## begin STORED DATA

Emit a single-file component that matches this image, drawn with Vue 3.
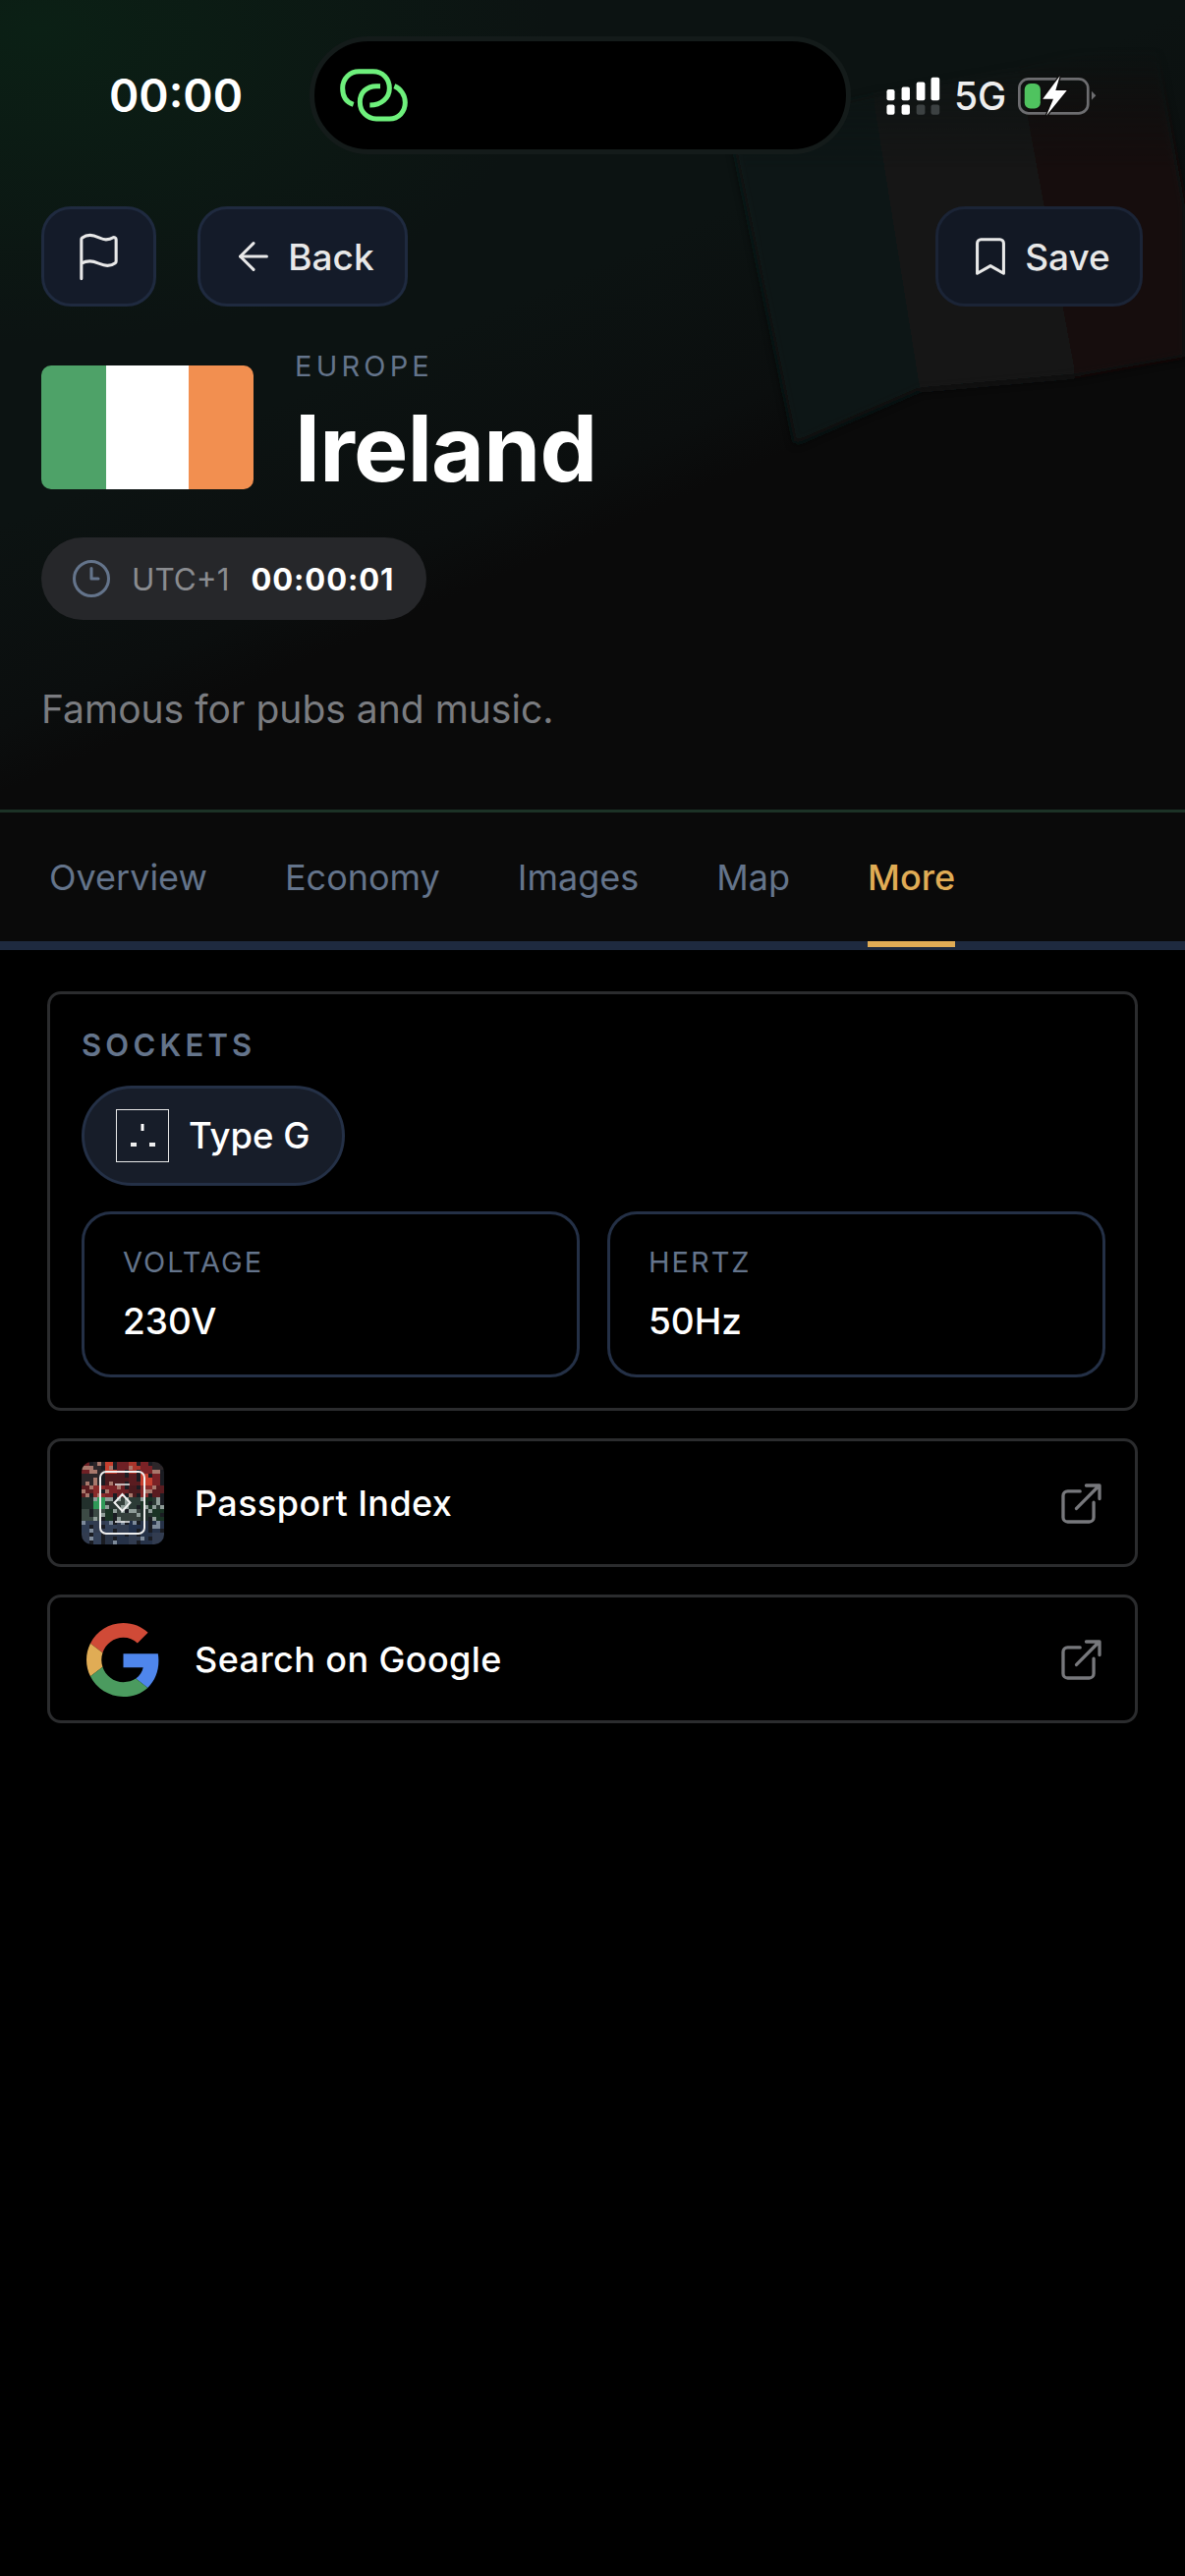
<script setup>
const tabs = ['Overview', 'Economy', 'Images', 'Map', 'More']

// Passport Index thumbnail: a wall of tiny passports, red on top, green, then navy
const bands = [
  { base: ['#6e2025', '#4c1a1e', '#7a2226', '#2c2629', '#5a1c20', '#8a2a2a', '#a8352b'], speck: '#a8786c' },
  { base: ['#1a3324', '#2a3632', '#343f3b', '#22302c', '#3c4a45', '#2c3b36', '#363f3c'], speck: '#8f9c98' },
  { base: ['#22304a', '#2a3446', '#344158', '#1f2838', '#2f3c52', '#263248', '#323c50'], speck: '#7d8a9a' },
]
let seed = 11
function rnd() {
  seed = (seed * 16807) % 2147483647
  return seed / 2147483647
}
const blocks = []
for (let y = 0; y < 7; y++) {
  const band = bands[y < 3 ? 0 : y < 5 ? 1 : 2]
  const row = []
  for (let x = 0; x < 7; x++) row.push(band.base[Math.floor(rnd() * band.base.length)])
  blocks.push({ row, speck: band.speck })
}
blocks[3].row[1] = '#2f9a58'
blocks[0].row[2] = '#c8402f'
blocks[1].row[5] = '#c8402f'
const cells = []
for (let y = 0; y < 21; y++) {
  for (let x = 0; x < 21; x++) {
    const b = blocks[Math.floor(y / 3)]
    let fill = b.row[Math.floor(x / 3)]
    if (x % 3 === 2 && rnd() < 0.5) fill = '#1a1c22'
    else if (rnd() < 0.16) fill = b.speck
    cells.push({ x: x * 4, y: y * 4, fill })
  }
}
</script>

<template>
  <div class="page">
    <header class="hero">
      <svg class="hero-bg" viewBox="0 0 1206 824" preserveAspectRatio="none" aria-hidden="true">
        <defs>
          <radialGradient id="glow" cx="0" cy="0" r="1" gradientUnits="userSpaceOnUse" gradientTransform="translate(40 30) scale(520 320)">
            <stop offset="0" stop-color="#0b2015" />
            <stop offset="1" stop-color="#0b2015" stop-opacity="0" />
          </radialGradient>
          <linearGradient id="base" gradientUnits="userSpaceOnUse" x1="470" y1="330" x2="570" y2="560">
            <stop offset="0" stop-color="#0c1312" />
            <stop offset=".75" stop-color="#0b0e0e" />
            <stop offset="1" stop-color="#0a0a0a" />
          </linearGradient>
          <linearGradient id="panelFade" x1="0" y1="0" x2="0" y2="1">
            <stop offset="0" stop-color="#fff" stop-opacity="0" />
            <stop offset=".1" stop-color="#fff" stop-opacity="0" />
            <stop offset=".36" stop-color="#fff" />
            <stop offset="1" stop-color="#fff" />
          </linearGradient>
          <mask id="panelMask"><rect width="1206" height="480" fill="url(#panelFade)" /></mask>
          <filter id="soft"><feGaussianBlur stdDeviation="4" /></filter>
        </defs>
        <rect width="1206" height="824" fill="url(#base)" />
        <g mask="url(#panelMask)" filter="url(#soft)">
          <polygon points="743,130 888,97 936,397 809,452" fill="#0d1613" />
          <polygon points="888,97 1037,70 1095,383 936,397" fill="#141718" />
          <polygon points="1037,70 1174,33 1206,210 1206,363 1095,383" fill="#120f0d" />
        </g>
        <rect width="1206" height="460" fill="url(#glow)" />
      </svg>

      <div class="status">
        <span class="clock">00:00</span>
        <div class="island">
          <svg class="link-icon" viewBox="130 110 225 180" fill="none" stroke="#6ef07c" stroke-width="15" stroke-linecap="butt">
            <path d="M180 228C155 220 147 200 147 178C147 148 170 127 197 127H240C270 127 290 150 290 178C290 208 265 230 230 230" />
            <path d="M262 172H250C220 172 200 192 200 220C200 250 222 272 250 272H290C318 272 338 250 338 222C338 200 325 180 305 172" />
          </svg>
        </div>
        <div class="status-right">
          <svg class="signal" viewBox="60 80 175 122" fill="#fff">
            <rect x="67" y="122" width="24" height="33" rx="6" />
            <rect x="112" y="114" width="25" height="41" rx="6" />
            <rect x="157" y="99" width="26" height="56" rx="6" />
            <rect x="201" y="85" width="26" height="70" rx="6" />
            <rect x="67" y="168" width="24" height="30" rx="6" />
            <rect x="112" y="168" width="25" height="30" rx="6" />
            <rect x="157" y="168" width="26" height="30" rx="6" fill="#3c4142" />
            <rect x="201" y="168" width="26" height="30" rx="6" fill="#3c4142" />
          </svg>
          <span class="net">5G</span>
          <svg class="battery" viewBox="470 82 238 120">
            <rect x="474" y="91" width="208" height="104" rx="28" fill="none" stroke="#6d6d70" stroke-width="8" />
            <rect x="490" y="105" width="48" height="76" rx="18" fill="#4fc35f" />
            <path d="M597 82L545 152H577L556 202L618 126H584Z" fill="#fff" stroke="#0e0c0c" stroke-width="8" paint-order="stroke" />
            <path d="M693 128L706 141L693 155Z" fill="#6d6d70" />
          </svg>
        </div>
      </div>

      <div class="actions">
        <button class="btn btn-square">
          <svg viewBox="0 0 24 24" width="53" height="53" fill="none" stroke="currentColor" stroke-width="1.4" stroke-linecap="round" stroke-linejoin="round">
            <path d="M4 22V4a1 1 0 0 1 .4-.8A6 6 0 0 1 8 2c3 0 5 2 7.333 2q2 0 3.067-.8A1 1 0 0 1 20 4v10a1 1 0 0 1-.4.8A6 6 0 0 1 16 16c-3 0-5-2-8-2a8 8 0 0 0-4 1" />
          </svg>
        </button>
        <button class="btn btn-back">
          <svg viewBox="0 0 24 24" width="46" height="46" fill="none" stroke="currentColor" stroke-width="1.6" stroke-linecap="round" stroke-linejoin="round">
            <path d="m12 19-7-7 7-7" /><path d="M19 12H5" />
          </svg>
          Back
        </button>
        <button class="btn btn-save">
          <svg viewBox="0 0 24 24" width="46" height="46" fill="none" stroke="currentColor" stroke-width="1.6" stroke-linecap="round" stroke-linejoin="round">
            <path d="m19 21-7-4-7 4V5a2 2 0 0 1 2-2h10a2 2 0 0 1 2 2v16z" />
          </svg>
          Save
        </button>
      </div>

      <div class="title-row">
        <div class="flag"><i class="green" /><i class="white" /><i class="orange" /></div>
        <div class="titles">
          <div class="region">EUROPE</div>
          <h1>Ireland</h1>
        </div>
      </div>

      <div class="tz">
        <svg viewBox="0 0 24 24" width="42" height="42" fill="none" stroke="#64748b" stroke-width="1.75" stroke-linecap="round" stroke-linejoin="round">
          <circle cx="12" cy="12" r="10" /><path d="M12 6v6h4" />
        </svg>
        <span class="tz-name">UTC+1</span>
        <span class="tz-time">00:00:01</span>
      </div>

      <p class="tagline">Famous for pubs and music.</p>
    </header>

    <nav class="tabs">
      <span v-for="t in tabs" :key="t" class="tab" :class="{ active: t === 'More' }">{{ t }}</span>
    </nav>

    <main class="content">
      <section class="card">
        <div class="card-title">SOCKETS</div>
        <div class="socket">
          <svg class="socket-icon" viewBox="0 0 54 54">
            <rect x=".5" y=".5" width="53" height="53" fill="none" stroke="#e8e8e8" />
            <rect x="25.500" y="15" width="3" height="7" fill="#fff" />
            <rect x="15" y="34" width="6" height="4" fill="#eee" />
            <rect x="34" y="34" width="6" height="4" fill="#eee" />
          </svg>
          Type G
        </div>
        <div class="specs">
          <div class="spec">
            <div class="spec-label">VOLTAGE</div>
            <div class="spec-value">230V</div>
          </div>
          <div class="spec">
            <div class="spec-label">HERTZ</div>
            <div class="spec-value">50Hz</div>
          </div>
        </div>
      </section>

      <a class="link">
        <svg class="thumb" viewBox="0 0 84 84">
          <rect v-for="(c, i) in cells" :key="i" :x="c.x" :y="c.y" width="4" height="4" :fill="c.fill" />
          <rect x="19" y="10" width="45" height="63" rx="6" fill="none" stroke="#f0f0f0" stroke-width="2" />
          <path d="M34 23H49M34 61H49" stroke="#f0f0f0" stroke-width="1.6" />
          <path d="M41.500 33L49.500 41.500L41.500 50L33.500 41.500Z" fill="none" stroke="#f0f0f0" stroke-width="2" />
        </svg>
        <span class="link-text">Passport Index</span>
        <svg class="ext" viewBox="235 205 130 130" fill="none" stroke="#77787c" stroke-width="10" stroke-linecap="round" stroke-linejoin="round">
          <path d="M296 232H258C250 232 244 238 244 246V312C244 320 250 326 258 326H324C332 326 338 320 338 312V266" />
          <path d="M285 285L355 214M315 214H356V255" />
        </svg>
      </a>

      <a class="link">
        <span class="thumb g-box">
          <svg viewBox="0 0 48 48" width="75" height="75">
            <path fill="#d04a37" d="M24 9.5c3.54 0 6.71 1.22 9.21 3.6l6.85-6.85C35.9 2.38 30.47 0 24 0 14.62 0 6.51 5.38 2.56 13.22l7.98 6.19C12.43 13.72 17.74 9.5 24 9.5z" />
            <path fill="#4f86ec" d="M46.98 24.55c0-1.57-.15-3.09-.38-4.55H24v9.02h12.94c-.58 2.96-2.26 5.48-4.78 7.18l7.73 6c4.51-4.18 7.09-10.36 7.09-17.65z" />
            <path fill="#e0ac55" d="M10.53 28.59c-.48-1.45-.76-2.99-.76-4.59s.27-3.14.76-4.59l-7.98-6.19C.92 16.46 0 20.12 0 24c0 3.88.92 7.54 2.56 10.78l7.97-6.19z" />
            <path fill="#4b9b5f" d="M24 48c6.48 0 11.93-2.13 15.89-5.81l-7.73-6c-2.15 1.45-4.92 2.3-8.16 2.3-6.26 0-11.57-4.22-13.47-9.91l-7.98 6.19C6.51 42.62 14.62 48 24 48z" />
          </svg>
        </span>
        <span class="link-text">Search on Google</span>
        <svg class="ext" viewBox="235 205 130 130" fill="none" stroke="#77787c" stroke-width="10" stroke-linecap="round" stroke-linejoin="round">
          <path d="M296 232H258C250 232 244 238 244 246V312C244 320 250 326 258 326H324C332 326 338 320 338 312V266" />
          <path d="M285 285L355 214M315 214H356V255" />
        </svg>
      </a>
    </main>
  </div>
</template>

<style>
html, body { background: #000; }
</style>

<style scoped>
.page {
  width: 1206px; min-height: 2622px;
  background: #000; color: #fff;
  font-family: Inter, "Noto Sans", sans-serif;
}

.hero {
  position: relative; overflow: hidden;
  width: 1121px; height: 787px; padding: 37px 43px 0 42px;
  border-bottom: 3px solid #1c3226;
}
.hero-bg { position: absolute; inset: 0; width: 100%; height: 100%; }
.hero > *:not(.hero-bg) { position: relative; }

.status { display: flex; align-items: center; height: 120px; }
.clock { width: 204px; margin-left: 69px; flex: none; font-size: 46px; font-weight: 600; line-height: 1; }
.island {
  display: flex; align-items: center;
  width: 551px; height: 120px; box-sizing: border-box;
  padding-left: 23px;
  background: #000; border: 5px solid #141b1a; border-radius: 60px;
}
.link-icon { width: 75px; height: 60px; margin-top: -1px; }
.status-right { display: flex; align-items: center; margin-left: 34px; }
.signal { width: 59px; height: 41px; }
.net { margin-left: 12px; font-size: 39px; font-weight: 500; color: #eee; }
.battery { width: 80px; height: 41px; margin-left: 12px; }

.actions { display: flex; gap: 42px; margin-top: 53px; }
.btn {
  display: flex; align-items: center; justify-content: center; gap: 12px;
  height: 102px; padding: 0; box-sizing: border-box;
  background: #141b29; border: 3px solid #1f2a3f; border-radius: 30px;
  color: #e8e8e8; font: 500 37px Inter, sans-serif;
}
.btn-square { width: 117px; }
.btn-back { width: 214px; }
.btn-save { width: 211px; margin-left: auto; background: #121824; border-color: #1b2436; }

.title-row { display: flex; gap: 42px; margin-top: 42px; }
.flag { display: flex; width: 216px; height: 126px; margin-top: 18px; border-radius: 10px; overflow: hidden; }
.flag i { display: block; }
.green { width: 66px; background: #4ea268; }
.white { width: 84px; background: #fff; }
.orange { width: 66px; background: #f28f50; }
.region { padding-top: 1px; font-size: 29px; line-height: 36px; letter-spacing: 4.2px; color: #64748b; }
h1 { margin: 15px 0 0; font-size: 93px; line-height: 100px; font-weight: 700; letter-spacing: -.8px; }

.tz {
  display: flex; align-items: center;
  width: 392px; height: 84px; box-sizing: border-box; padding-left: 30px; margin-top: 41px;
  background: #26272a; border-radius: 42px;
}
.tz-name { margin-left: 20px; font-size: 31.5px; color: #8a8c90; }
.tz-time { margin-left: 22px; font-size: 31px; font-weight: 700; letter-spacing: .9px; }
.tagline { margin: 66px 0 0; font-size: 39px; line-height: 50px; color: #7a7c80; }

.tabs {
  display: flex; gap: 79px; height: 131px; padding-left: 50px; align-items: center;
  background: #0a0a0a; border-bottom: 9px solid #1e2a3f;
}
.tab { position: relative; padding-top: 1px; font-size: 36px; line-height: 130px; color: #64748b; }
.tab.active { color: #e0ac55; font-weight: 500; }
.tab.active::after {
  content: ""; position: absolute; left: 0; right: 0; bottom: -6px; height: 6px;
  background: #e0ac55;
}

.content { display: flex; flex-direction: column; gap: 28px; padding: 42px 48px 0; }
.card { border: 3px solid #2b2c2e; border-radius: 14px; padding: 32px 30px 31px 32px; }
.card-title { font-size: 31px; line-height: 40px; font-weight: 600; letter-spacing: 4.2px; color: #64748b; }
.socket {
  display: inline-flex; align-items: center; gap: 20px;
  height: 102px; width: 268px; box-sizing: border-box; padding-left: 32px; margin-top: 21px;
  background: #171d29; border: 3px solid #243046; border-radius: 51px;
  font-size: 36.5px; font-weight: 500; white-space: nowrap;
}
.socket-icon { width: 54px; height: 54px; flex: none; }
.specs { display: grid; grid-template-columns: 1fr 1fr; gap: 28px; margin-top: 26px; }
.spec { height: 169px; box-sizing: border-box; padding: 31px 0 0 39px; border: 3px solid #243046; border-radius: 30px; }
.spec-label { font-size: 29px; line-height: 36px; letter-spacing: 2px; color: #64748b; }
.spec-value { margin-top: 19px; font-size: 37px; line-height: 46px; font-weight: 500; }

.link {
  display: flex; align-items: center; height: 131px; box-sizing: border-box;
  padding: 1px 33px 0 32px;
  border: 3px solid #2b2c2e; border-radius: 14px;
}
.thumb { width: 84px; height: 84px; flex: none; border-radius: 10px; }
.g-box { display: flex; align-items: center; justify-content: center; }
.link-text { margin-left: 31px; font-size: 36px; font-weight: 500; letter-spacing: .4px; }
.ext { width: 43px; height: 43px; margin-left: auto; }
</style>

## end STORED DATA

* TASK STATEMENT: Repeat the lines above, starting at the first and stopping after the line that holds "const tabs = ['Overview', 'Economy', 'Images', 'Map', 'More']", with the pictures left out.

* EXERCISE RESULT:
Emit a single-file component that matches this image, drawn with Vue 3.
<script setup>
const tabs = ['Overview', 'Economy', 'Images', 'Map', 'More']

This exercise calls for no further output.